The Chinese government took steps to rein in the rapidly growing and lightly regulated market for online micro-lenders in the latest scrutiny over Internet finance, sending shares of U.S.-listed Chinese financial firms into a tailspin.
A top-level government body issued an urgent notice late Tuesday to provincial governments urging them to suspend regulatory approval for the setting up of new Internet micro-lenders.
The multi-department body, tasked by the Central Government to rein in risks in the Internet finance sector, also told local regulators to restrict granting of new approvals for micro-loan firms to conduct lending across regions.
China started a crackdown on the Internet finance sector last year, issuing guidelines and rules to regulate online financial activity following a spate of scandals, frauds and high-profile peer-to-peer (P2P) failures.
The cleanup has led to the creation of a top-level body comprising government entities that include the central bank and the banking regulator.
The crackdown on micro-lenders comes as authorities warn about rising household debt, which includes mortgages and consumer loans.

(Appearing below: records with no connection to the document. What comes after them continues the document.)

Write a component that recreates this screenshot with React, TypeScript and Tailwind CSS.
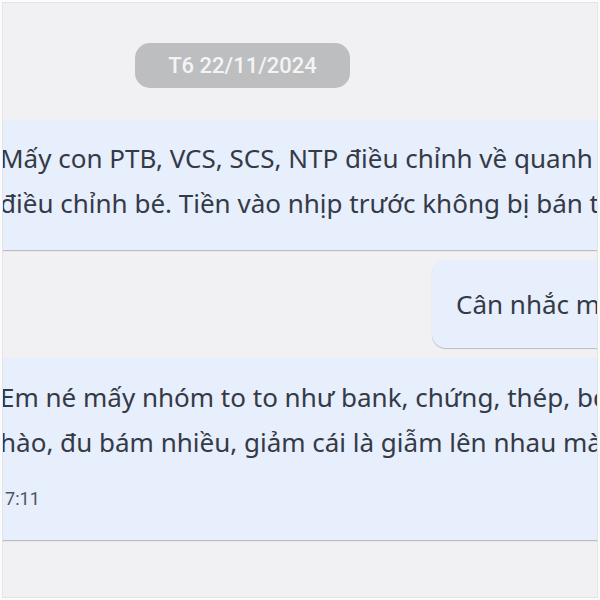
import React from 'react';

const bodyFont = { fontFamily: '"Noto Sans", "Open Sans", sans-serif' };
const metaFont = { fontFamily: 'Roboto, "Noto Sans", sans-serif' };

function Bubble({ lines, time, top }: { lines: string[]; time?: string; top: string }) {
  return (
    <div
      className={`-ml-[20px] w-[700px] bg-[#e7eefc] pl-[17px] shadow-[0_1px_1px_rgba(0,0,0,0.22)] ${top} ${
        time ? 'pb-[31px]' : 'pb-[24px]'
      }`}
    >
      <div className="whitespace-nowrap text-[26px] leading-[45px] text-[#343a46]" style={bodyFont}>
        {lines.map((l) => (
          <div key={l}>{l}</div>
        ))}
      </div>
      {time && (
        <div className="mt-[24px] -ml-[5px] text-[18px] leading-[20px] text-[#50555d]" style={metaFont}>
          {time}
        </div>
      )}
    </div>
  );
}

export default function App() {
  return (
    <div className="h-[600px] w-[600px] overflow-hidden bg-[#fbfbfc] p-[2px]">
      <div className="h-full w-full overflow-hidden border border-[#e3e4e7] bg-[#f1f1f3]">
        <div className="flex flex-col pt-[40px]">
          {/* date divider */}
          <div className="flex pl-[132px]">
            <div
              className="flex h-[45px] w-[215px] items-center justify-center rounded-[15px] bg-[#bdbec0] text-[22px] font-medium text-[#f4f4f5]"
              style={metaFont}
            >
              T6 22/11/2024
            </div>
          </div>

          {/* incoming */}
          <div className="mt-[32px]">
            <Bubble
              top="pt-[16px]"
              lines={[
                'Mấy con PTB, VCS, SCS, NTP điều chỉnh về quanh',
                'điều chỉnh bé. Tiền vào nhịp trước không bị bán t',
              ]}
            />
          </div>

          {/* outgoing */}
          <div className="mt-[10px] flex justify-end">
            <div className="-mr-[40px] flex h-[88px] w-[205px] items-center overflow-hidden rounded-[14px] bg-[#e7eefc] pl-[24px] shadow-[0_1px_1px_rgba(0,0,0,0.22)]">
              <span className="whitespace-nowrap text-[26px] text-[#343a46]" style={bodyFont}>
                Cân nhắc m
              </span>
            </div>
          </div>

          {/* incoming with time */}
          <div className="mt-[10px]">
            <Bubble
              top="pt-[17px]"
              lines={[
                'Em né mấy nhóm to to như bank, chứng, thép, bđ',
                'hào, đu bám nhiều, giảm cái là giẫm lên nhau mà',
              ]}
              time="17:11"
            />
          </div>
        </div>
      </div>
    </div>
  );
}
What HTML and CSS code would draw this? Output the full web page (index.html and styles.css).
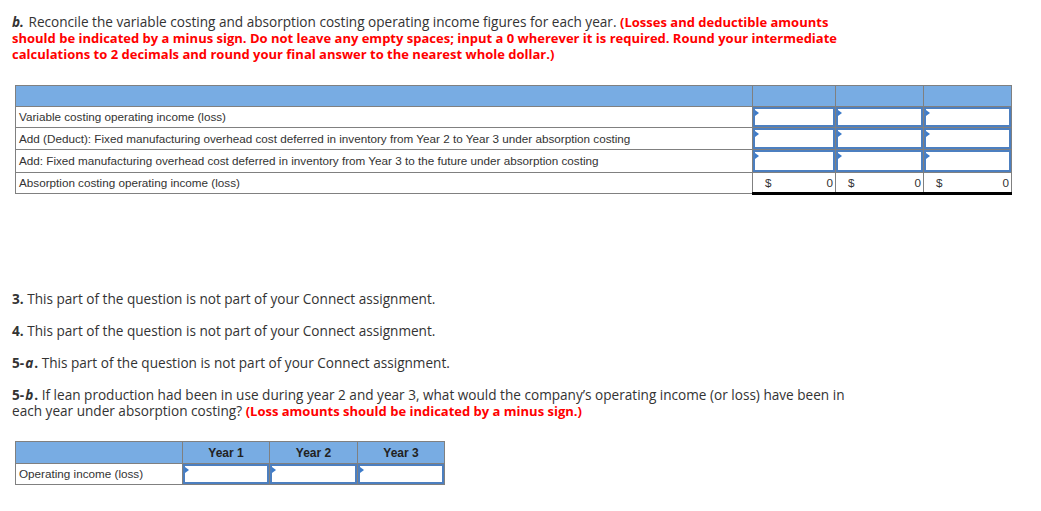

Unsecured consumer lending via Chinese online platforms more than tripled last year to almost US$140 billion, according to a recent report by the Cambridge Center for Alternative Finance.
On Tuesday, U.S.-listed shares in Chinese online lenders including Qudian, China Commercial Credit Inc., PPDAI Group, Jianpu Technology and China Rapid Finance, all sank.
Companies providing small loans, especially on the Internet, have expanded rapidly in the past year, partly due to loose government rules.
Such firms meet demand for credit from individuals who have been shunned by banks, which typically prefer big corporate clients.
Loan amounts span from a few hundred yuan to tens of thousands, with borrowers typically without steady incomes or any credit history.
Interest rates on these small loans can be more than 35 percent per annum, some even higher, and are not often appreciated by individuals who are drawn to the easy terms and conditions.
Some borrowers also take loans from one lender to refinance loans from other credit providers, causing a spike in their debts.
Tuesday’s move came just days after LexinFintech filed a US$500 million IPO with the U.S. Securities and Exchange Commission, the latest in a series of offerings from the sector.